A final piece of advice: before diving headfirst into the calculations, ask yourself: what is the nature of the result and the different operands involved? Are they scalars, vectors, matrices? Are their dimensions compatible?

All right! I have been doing all the work so far; now it’s your turn!

Exercise 0 (demo)

\[\sum_j a_{i,j} b_j\]

Solution

There are two indices $i$ and $j$ for object $a$, so it seems to be a matrix, which we can write $\mathbf{A}$ (cf. the quick note on notation earlier). Assuming $i$ ranges from $1$ to some integer $I$, and $j$ from $1$ to $J$, $\mathbf{A}$ is of size $I \times J$, i.e. $\mathbf{A} \in \mathbb{R}^{I \times J}$.

Similarly, there is only one index $j$ for $b$, so it is probably a vector, which we can write $\mathbf{b} \in \mathbb{R}^J$.

We are summing over index $j$, multiplying $a_{i,j}$ with $b_j$. This is a dot product between $\mathbf{a}_i$, the $i^\text{th}$ row of $\mathbf{A}$, and $\mathbf{b}$. Since we are not summing over $i$, we can assume that we perform this operation for every $i$ in ${1, \dots, I}$, resulting in a vector of size $I$.

Performing $I$ distinct dot products, each defined by the row of a matrix, is the definition of a matrix-vector multiplication. So, we can rewrite this as

\[\mathbf{A}\mathbf{b} \in \mathbb{R}^I, \quad \text{with } \mathbf{A} \in \mathbb{R}^{I \times J} \text{ and } \mathbf{b} \in \mathbb{R}^J\]

NumPy implementation: assuming variables A and b have been previously defined, for example with:

# Initialize random matrix and vector
I, J = 3, 4
A = np.random.randn(I,J)
b = np.random.randn(J)

the operation above can be written as:

# Perform matrix-vector multiplication
A @ b
# or equivalently: np.dot(A, b), or A.dot(b)

Show exercises

Other practice exercises

Exercise 1

\[\sum_i (a_{i} - b_i) b_i\]

Solution

$a$ and $b$ have one shared index $i$, so they seem to be vectors with the same dimension. Assuming again that $i$ ranges from $1$ to some number $I$, we can write $\mathbf{a},\mathbf{b} \in \mathbb{R}^I$. We are summing over every index, so the result seems to be a scalar.

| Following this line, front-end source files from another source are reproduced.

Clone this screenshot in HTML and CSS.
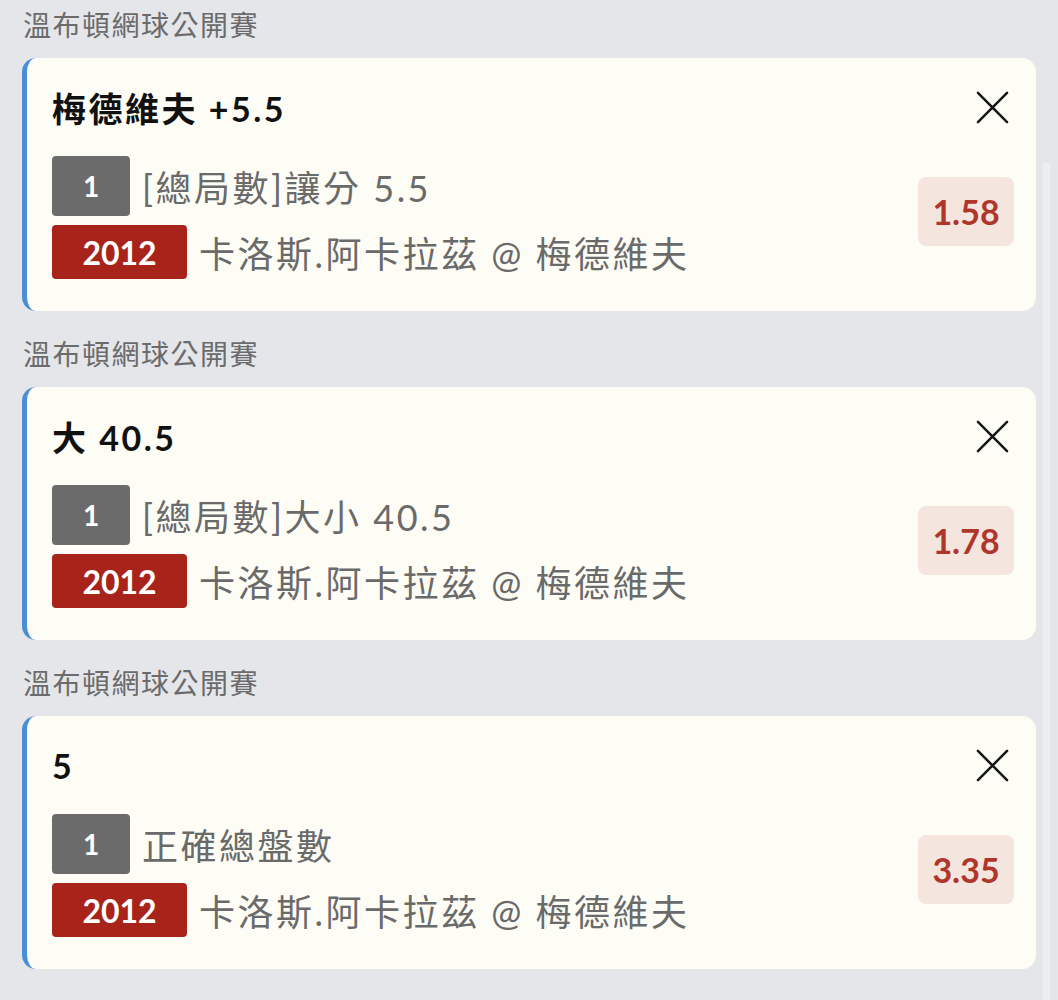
FILE: index.html
```html
<!DOCTYPE html>
<html lang="zh-Hant">
<head>
    <meta charset="UTF-8">
    <meta name="viewport" content="width=device-width, initial-scale=1.0">
    <title>投注單</title>
    <link rel="stylesheet" href="styles.css">
</head>
<body>
    <div class="slip">
        <div class="group">
            <div class="league">溫布頓網球公開賽</div>
            <div class="card">
                <div class="card-head">
                    <div class="pick">梅德維夫 +5.5</div>
                    <button class="close" aria-label="移除">
                        <svg viewBox="0 0 34 34" width="34" height="34"><path d="M2 2 L32 32 M32 2 L2 32" /></svg>
                    </button>
                </div>
                <div class="card-body">
                    <div class="lines">
                        <div class="line"><span class="tag tag-gray">1</span><span class="desc">[總局數]讓分 5.5</span></div>
                        <div class="line"><span class="tag tag-red">2012</span><span class="desc">卡洛斯.阿卡拉茲 @ 梅德維夫</span></div>
                    </div>
                    <div class="odds">1.58</div>
                </div>
            </div>
        </div>

        <div class="group">
            <div class="league">溫布頓網球公開賽</div>
            <div class="card">
                <div class="card-head">
                    <div class="pick">大 40.5</div>
                    <button class="close" aria-label="移除">
                        <svg viewBox="0 0 34 34" width="34" height="34"><path d="M2 2 L32 32 M32 2 L2 32" /></svg>
                    </button>
                </div>
                <div class="card-body">
                    <div class="lines">
                        <div class="line"><span class="tag tag-gray">1</span><span class="desc">[總局數]大小 40.5</span></div>
                        <div class="line"><span class="tag tag-red">2012</span><span class="desc">卡洛斯.阿卡拉茲 @ 梅德維夫</span></div>
                    </div>
                    <div class="odds">1.78</div>
                </div>
            </div>
        </div>

        <div class="group">
            <div class="league">溫布頓網球公開賽</div>
            <div class="card">
                <div class="card-head">
                    <div class="pick">5</div>
                    <button class="close" aria-label="移除">
                        <svg viewBox="0 0 34 34" width="34" height="34"><path d="M2 2 L32 32 M32 2 L2 32" /></svg>
                    </button>
                </div>
                <div class="card-body">
                    <div class="lines">
                        <div class="line"><span class="tag tag-gray">1</span><span class="desc">正確總盤數</span></div>
                        <div class="line"><span class="tag tag-red">2012</span><span class="desc">卡洛斯.阿卡拉茲 @ 梅德維夫</span></div>
                    </div>
                    <div class="odds">3.35</div>
                </div>
            </div>
        </div>
    </div>
    <div class="scroll-thumb"></div>
</body>
</html>
```

FILE: styles.css
```css
body {
    margin: 0;
    background: #e4e6ea;
    font-family: Lato, "Noto Sans CJK TC", sans-serif;
    overflow: hidden;
}
.slip {
    padding: 0 22px;
    display: flex;
    flex-direction: column;
    gap: 18px;
}
.league {
    height: 50px;
    line-height: 50px;
    margin-bottom: 8px;
    padding-left: 1px;
    font-size: 28px;
    letter-spacing: 1.5px;
    color: #6b6b6b;
}
.card {
    background: #fdfdf6;
    border-left: 5px solid #4a8fd6;
    border-radius: 14px;
    padding: 28px 22px 32px 25px;
}
.card-head {
    display: flex;
    justify-content: space-between;
    align-items: center;
    height: 42px;
}
.pick {
    font-size: 34px;
    font-weight: 700;
    color: #111;
    letter-spacing: 2.5px;
}
.close {
    width: 44px;
    height: 44px;
    padding: 0;
    border: none;
    background: none;
    display: flex;
    align-items: center;
    justify-content: center;
    cursor: pointer;
}
.close svg {
    width: 33px;
    height: 33px;
}
.close path {
    stroke: #151515;
    stroke-width: 2.6;
    stroke-linecap: round;
    fill: none;
}
.card-body {
    display: flex;
    justify-content: space-between;
    align-items: center;
    margin-top: 28px;
}
.lines {
    display: flex;
    flex-direction: column;
    gap: 9px;
}
.line {
    display: flex;
    align-items: center;
    gap: 12px;
}
.desc {
    font-size: 36px;
    letter-spacing: 2.5px;
    color: #6a6a6a;
    white-space: nowrap;
}
.tag {
    display: flex;
    align-items: center;
    justify-content: center;
    color: #fff;
    font-weight: 700;
    border-radius: 4px;
}
.tag-gray {
    width: 78px;
    height: 60px;
    background: #6b6b6b;
    font-size: 28px;
}
.tag-red {
    width: 135px;
    height: 54px;
    background: #a8241a;
    font-size: 32px;
}
.odds {
    width: 96px;
    height: 69px;
    margin-top: -12px;
    display: flex;
    align-items: center;
    justify-content: center;
    background: #f4e5de;
    border-radius: 8px;
    color: #b0352b;
    font-size: 34px;
    font-weight: 700;
}
.scroll-thumb {
    position: fixed;
    top: 162px;
    left: 1043px;
    width: 7px;
    bottom: 0;
    background: #eceef1;
    border-radius: 4px 4px 0 0;
}
```
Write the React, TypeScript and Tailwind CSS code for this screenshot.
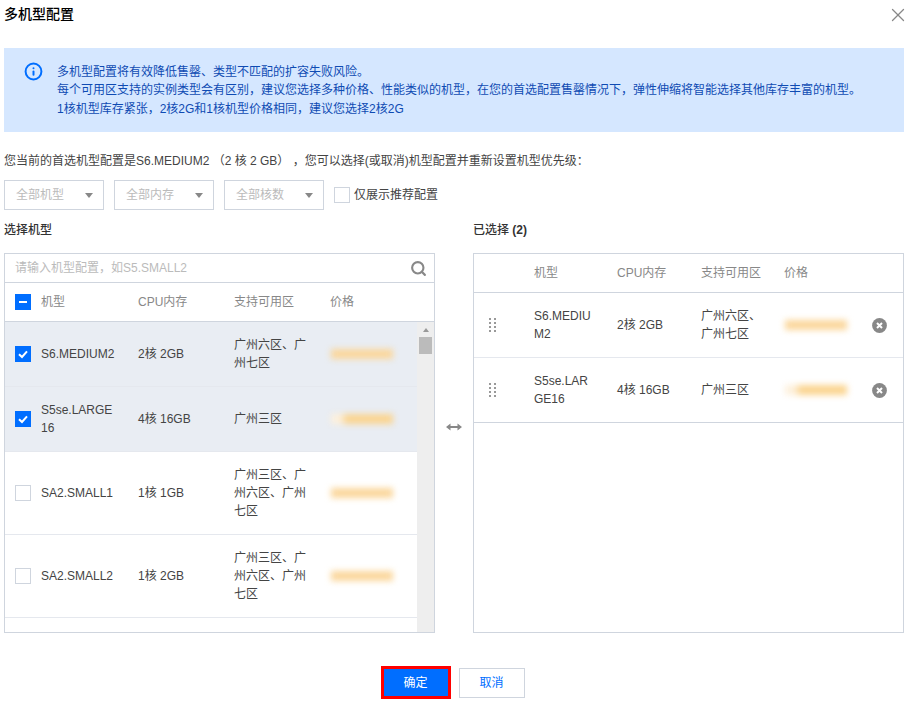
import React from 'react';
import { Info, Search, X } from 'lucide-react';

const FONT = "font-['Liberation_Sans','Noto_Sans_CJK_SC',sans-serif]";

type Row = { name: string; spec: string; zones: string; checked?: boolean; faint?: boolean };

const available: Row[] = [
  { name: 'S6.MEDIUM2', spec: '2核 2GB', zones: '广州六区、广州七区', checked: true },
  { name: 'S5se.LARGE16', spec: '4核 16GB', zones: '广州三区', checked: true, faint: true },
  { name: 'SA2.SMALL1', spec: '1核 1GB', zones: '广州三区、广州六区、广州七区' },
  { name: 'SA2.SMALL2', spec: '1核 2GB', zones: '广州三区、广州六区、广州七区' },
];

const selected: Row[] = [
  { name: 'S6.MEDIUM2', spec: '2核 2GB', zones: '广州六区、广州七区' },
  { name: 'S5se.LARGE16', spec: '4核 16GB', zones: '广州三区', faint: true },
];

const Checkbox = ({ state }: { state: 'on' | 'off' | 'some' }) => {
  if (state === 'off') {
    return <span className="block w-4 h-4 bg-white border border-[#cfd5de]" />;
  }
  return (
    <span className="flex items-center justify-center w-4 h-4 bg-[#006eff]">
      <svg width="12" height="12" viewBox="0 0 12 12" fill="none" stroke="#fff" strokeWidth="2">
        {state === 'on' ? <path d="M2 6.2 5 9l5-5.6" /> : <path d="M2 6h8" />}
      </svg>
    </span>
  );
};

// the prices are blurred out in the screenshot
const Price = ({ faint }: { faint?: boolean }) => (
  <div
    className={`w-[62px] h-[10px] ml-px blur-[3px] ${
      faint
        ? 'bg-linear-to-r from-[#fdf0dc] from-15% to-[#fbd48f] to-25%'
        : 'bg-[#fbd79c]'
    }`}
  />
);

const SelectBox = ({ label }: { label: string }) => (
  <div className="flex items-center justify-between w-[100px] h-[30px] pl-[11px] pr-[10px] border border-[#cfd5de] text-[#bbb]">
    <span>{label}</span>
    <span className="w-0 h-0 border-x-4 border-x-transparent border-t-[5px] border-t-[#888]" />
  </div>
);

const DragDots = () => (
  <div className="grid grid-cols-2 gap-x-[3px] gap-y-[2px] w-[7px]">
    {Array.from({ length: 8 }).map((_, i) => (
      <span key={i} className="block w-[2px] h-[2px] bg-[#999]" />
    ))}
  </div>
);

const RemoveIcon = () => (
  <svg width="15" height="15" viewBox="0 0 15 15">
    <circle cx="7.5" cy="7.5" r="7.4" fill="#888" />
    <path d="M5 5l5 5M10 5l-5 5" stroke="#fff" strokeWidth="2" />
  </svg>
);

const leftCols = 'grid grid-cols-[36px_97px_96px_96px_87px] items-center';
const rightCols = 'grid grid-cols-[60px_83px_84px_83px_88px_1fr] items-center';

export default function App() {
  return (
    <div className={`${FONT} relative w-[911px] h-[705px] bg-white text-xs leading-[18px] text-[#444] overflow-hidden px-1`}>
      <div className="flex items-center justify-between h-[27px]">
        <h2 className="text-sm font-medium text-black">多机型配置</h2>
        <X size={22} strokeWidth={1.4} className="text-[#888] mt-[3px] -mr-[2px]" />
      </div>

      <div className="flex w-[900px] h-[84px] mt-[21px] pt-[14px] pl-[20px] bg-[#d5e7ff] text-[#0f4bb3]">
        <Info size={19} strokeWidth={2.5} className="text-[#006eff] shrink-0" />
        <div className="ml-[14px] mt-[1px] leading-[18.4px]">
          <p>多机型配置将有效降低售罄、类型不匹配的扩容失败风险。</p>
          <p>每个可用区支持的实例类型会有区别，建议您选择多种价格、性能类似的机型，在您的首选配置售罄情况下，弹性伸缩将智能选择其他库存丰富的机型。</p>
          <p>1核机型库存紧张，2核2G和1核机型价格相同，建议您选择2核2G</p>
        </div>
      </div>

      <p className="mt-5">您当前的首选机型配置是S6.MEDIUM2 （2 核 2 GB） ，您可以选择(或取消)机型配置并重新设置机型优先级：</p>

      <div className="flex items-center gap-[10px] mt-[10px]">
        <SelectBox label="全部机型" />
        <SelectBox label="全部内存" />
        <SelectBox label="全部核数" />
        <label className="flex items-center gap-1">
          <Checkbox state="off" />
          <span>仅展示推荐配置</span>
        </label>
      </div>

      <div className="flex mt-[11px]">
        <div className="w-[431px]">
          <h3 className="font-medium text-[#333] h-[32px]">选择机型</h3>
          <div className="h-[380px] border border-[#cfd5de] overflow-hidden">
            <div className="flex items-center justify-between h-[29px] pl-[10px] pr-[7px] border-b border-[#cfd5de] text-[#bbb]">
              <span>请输入机型配置，如S5.SMALL2</span>
              <Search size={17} strokeWidth={3} className="text-[#888]" />
            </div>
            <div className={`${leftCols} h-[39px] border-b border-[#cfd5de] text-[#888]`}>
              <div className="pl-[10px]"><Checkbox state="some" /></div>
              <span>机型</span>
              <span>CPU内存</span>
              <span>支持可用区</span>
              <span>价格</span>
            </div>
            <div className="flex h-[310px]">
              <div className="w-[412px]">
                {available.map((r) => (
                  <div
                    key={r.name}
                    className={`${leftCols} border-b border-[#e5e8ee] ${r.checked ? 'h-[65px] bg-[#e9edf3]' : 'h-[83px]'}`}
                  >
                    <div className="pl-[10px]"><Checkbox state={r.checked ? 'on' : 'off'} /></div>
                    <span className="pr-5 break-all">{r.name}</span>
                    <span>{r.spec}</span>
                    <span className="pr-5">{r.zones}</span>
                    <Price faint={r.faint} />
                  </div>
                ))}
              </div>
              <div className="flex-1 bg-[#eee]">
                <div className="flex justify-center pt-[6px]">
                  <span className="w-0 h-0 border-x-[3px] border-x-transparent border-b-4 border-b-[#999]" />
                </div>
                <div className="w-[13px] h-[17px] mt-[5px] mx-auto bg-[#bbb]" />
              </div>
            </div>
          </div>
        </div>

        <div className="flex items-center justify-center w-[38px]">
          <svg width="16" height="8" viewBox="0 0 16 8" fill="#888">
            <path d="M0 4l4.5-3.5v2.6h7V.5L16 4l-4.5 3.5V4.9h-7v2.6z" />
          </svg>
        </div>

        <div className="w-[431px]">
          <h3 className="font-medium text-[#333] h-[32px]">已选择 <span className="font-bold">(2)</span></h3>
          <div className="h-[380px] border border-[#cfd5de] overflow-hidden">
            <div className={`${rightCols} h-[39px] border-b border-[#cfd5de] text-[#888]`}>
              <span />
              <span>机型</span>
              <span>CPU内存</span>
              <span>支持可用区</span>
              <span>价格</span>
            </div>
            {selected.map((r, i) => (
              <div
                key={r.name}
                className={`${rightCols} h-[65px] border-b ${i === selected.length - 1 ? 'border-[#cfd5de]' : 'border-[#e5e8ee]'}`}
              >
                <div className="pl-[15px]"><DragDots /></div>
                <span className="pr-5 break-all">{r.name}</span>
                <span>{r.spec}</span>
                <span className="pr-5">{r.zones}</span>
                <Price faint={r.faint} />
                <RemoveIcon />
              </div>
            ))}
          </div>
        </div>
      </div>

      <div className="flex justify-center items-center gap-2 mt-[33px] pr-[6px]">
        <button className="w-[70px] h-[33px] bg-[#006eff] text-white border-[3px] border-[#f00]">确定</button>
        <button className="w-[66px] h-[30px] bg-white text-[#006eff] border border-[#cfd5de]">取消</button>
      </div>
    </div>
  );
}
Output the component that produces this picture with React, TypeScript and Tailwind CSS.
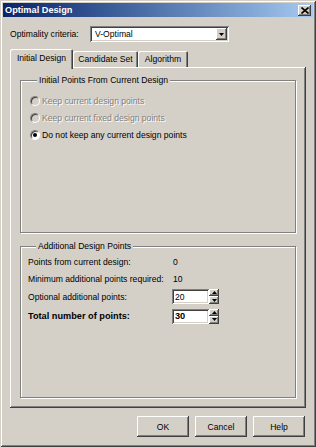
const raised =
  "shadow-[inset_-1px_-1px_0_#404040,inset_1px_1px_0_#ffffff,inset_-2px_-2px_0_#808080,inset_2px_2px_0_#d4d0c8]";
const sunken =
  "shadow-[inset_1px_1px_0_#808080,inset_-1px_-1px_0_#ffffff,inset_2px_2px_0_#404040,inset_-2px_-2px_0_#d4d0c8]";
const etched =
  "border border-[#808080] shadow-[inset_1px_1px_0_#ffffff,1px_1px_0_#ffffff]";

function Radio({ label, checked, disabled }: { label: string; checked?: boolean; disabled?: boolean }) {
  return (
    <div className="h-[17px] flex items-center gap-[2px]">
      <div
        className={`w-[10px] h-[10px] rounded-full border border-t-[#808080] border-l-[#808080] border-r-white border-b-white shadow-[inset_1px_1px_0_#404040] flex items-center justify-center ${
          disabled ? "bg-[#d4d0c8]" : "bg-white"
        }`}
      >
        {checked ? <div className="w-[4px] h-[4px] rounded-full bg-black" /> : null}
      </div>
      <span className={disabled ? "text-[#808080] [text-shadow:1px_1px_0_#ffffff]" : ""}>{label}</span>
    </div>
  );
}

function Spinner({ value, bold }: { value: string; bold?: boolean }) {
  return (
    <div className="flex">
      <div className={`w-[37px] h-[15px] bg-white ${sunken} flex items-center pl-[3px] ${bold ? "font-bold text-[9.2px]" : ""}`}>
        {value}
      </div>
      <div className="flex flex-col w-[10px]">
        <div className={`h-[7px] bg-[#d4d0c8] ${raised} flex items-center justify-center`}>
          <svg width="5" height="3" viewBox="0 0 5 3">
            <path d="M2.5 0 L5 3 L0 3 Z" fill="#000" />
          </svg>
        </div>
        <div className={`h-[8px] bg-[#d4d0c8] ${raised} flex items-center justify-center`}>
          <svg width="5" height="3" viewBox="0 0 5 3">
            <path d="M0 0 L5 0 L2.5 3 Z" fill="#000" />
          </svg>
        </div>
      </div>
    </div>
  );
}

export default function App() {
  return (
    <div className="w-[316px] h-[447px] bg-[#d4d0c8] p-[3px] flex flex-col shadow-[inset_1px_1px_0_#d4d0c8,inset_-1px_-1px_0_#404040,inset_2px_2px_0_#ffffff,inset_-2px_-2px_0_#808080] font-['Liberation_Sans',Arial,sans-serif] text-[8.6px] text-black leading-[10px]">
      <div className="h-[14px] flex items-center justify-between pl-[2px] pr-[2px] bg-linear-to-r from-[#0a246a] to-[#a6caf0]">
        <span className="text-white font-bold text-[9.2px]">Optimal Design</span>
        <div className={`w-[13px] h-[11px] bg-[#d4d0c8] ${raised} flex items-center justify-center`}>
          <svg width="8" height="7" viewBox="0 0 8 7">
            <path d="M0.5 0.5 L7.5 6.5 M7.5 0.5 L0.5 6.5" stroke="#000" strokeWidth="1.6" />
          </svg>
        </div>
      </div>

      <div className="flex flex-col px-[7px]">
        <div className="mt-[9px] h-[16px] flex items-center">
          <span className="w-[80px]">Optimality criteria:</span>
          <div className={`w-[139px] h-[16px] bg-white ${sunken} flex items-center pl-[5px] pr-[2px]`}>
            <span>V-Optimal</span>
            <div className={`ml-auto w-[11px] h-[12px] bg-[#d4d0c8] ${raised} flex items-center justify-center`}>
              <svg width="5" height="3" viewBox="0 0 5 3">
                <path d="M0 0 L5 0 L2.5 3 Z" fill="#000" />
              </svg>
            </div>
          </div>
        </div>

        <div className="mt-[7px] h-[18px] flex items-end">
          <div className="relative z-10 w-[63px] h-[20px] -mb-[2px] bg-[#d4d0c8] rounded-t-[2px] shadow-[inset_1px_1px_0_#ffffff,inset_-1px_0_0_#404040,inset_-2px_0_0_#808080] flex items-center justify-center pb-[2px]">
            Initial Design
          </div>
          <div className="w-[65px] h-[16px] rounded-t-[2px] shadow-[inset_1px_1px_0_#ffffff,inset_-1px_0_0_#404040,inset_-2px_0_0_#808080] flex items-center justify-center">
            Candidate Set
          </div>
          <div className="w-[50px] h-[16px] rounded-t-[2px] shadow-[inset_1px_1px_0_#ffffff,inset_-1px_0_0_#404040,inset_-2px_0_0_#808080] flex items-center justify-center">
            Algorithm
          </div>
        </div>

        <div className={`h-[341px] ${raised} flex flex-col pl-[10px] pr-[10px] pt-[8px]`}>
          <fieldset className={`h-[158px] ${etched} pl-[9px]`}>
            <legend className="ml-[7px] px-[2px] bg-[#d4d0c8]">Initial Points From Current Design</legend>
            <div className="flex flex-col pt-[7px]">
              <Radio label="Keep current design points" disabled />
              <Radio label="Keep current fixed design points" disabled />
              <Radio label="Do not keep any current design points" checked />
            </div>
          </fieldset>

          <fieldset className={`mt-[8px] h-[157px] ${etched} pl-[7px]`}>
            <legend className="ml-[8px] px-[2px] bg-[#d4d0c8]">Additional Design Points</legend>
            <div className="flex flex-col pt-[2px]">
              <div className="h-[17px] flex items-center">
                <span className="w-[144px]">Points from current design:</span>
                <span className="pl-[1px]">0</span>
              </div>
              <div className="h-[17px] flex items-center">
                <span className="w-[144px]">Minimum additional points required:</span>
                <span className="pl-[1px]">10</span>
              </div>
              <div className="h-[19px] flex items-center">
                <span className="w-[144px]">Optional additional points:</span>
                <Spinner value="20" />
              </div>
              <div className="h-[20px] flex items-center">
                <span className="w-[144px] font-bold text-[9.2px]">Total number of points:</span>
                <Spinner value="30" bold />
              </div>
            </div>
          </fieldset>
        </div>

        <div className="mt-[8px] flex justify-end gap-[6px] pr-[1px]">
          {["OK", "Cancel", "Help"].map((b) => (
            <div key={b} className={`w-[52px] h-[21px] bg-[#d4d0c8] ${raised} flex items-center justify-center`}>
              {b}
            </div>
          ))}
        </div>
      </div>
    </div>
  );
}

We have a sum of products: each $a_{i} - b_i$ is multiplied with each $b_i$, and the results are summed. $a_i - b_i$ corresponds to element number $i$ of vector $(\mathbf{a} - \mathbf{b})$, and $b_i$ is element $i$ of vector $\mathbf{b}$, so our result corresponds to the dot product:

\[(\mathbf{a} - \mathbf{b})^\top \mathbf{b}\]

NumPy implementation: assuming variables a and b have been defined as before, we can express this as:

# Dot product of (a - b) and b
(a - b).T @ b
# in this case, numpy would also accept np.dot(a - b, b) or (a - b) @ b

Exercise 2

\[(\mathbf{A} \odot \mathbf{B}) \mathbf{c}\]

Solution

This time, the quantity is expressed in matrix notation, so we are expected to convert it to index notation — which is generally easier.

Let’s look at our objects: since $\mathbf{A}$ and $\mathbf{B}$ are written in bold, uppercase letters, we can expect them to be matrices, as per the note “a quick word on notation” in the article above. The Hadamard product implies that they are of the same size: let’s write $\mathbf{A}, \mathbf{B} \in \mathbb{R}^{I \times J}$ for some $I$ and $J$. $\mathbf{c}$ is written in a bold, lowercase letter, so it’s probably a vector. For the expression to make sense, we need to have $\mathbf{c} \in \mathbb{R}^{J}$. The result of the operation above should then be a vector of size $I$, with elements $i$ ranging from $1$ to $I$.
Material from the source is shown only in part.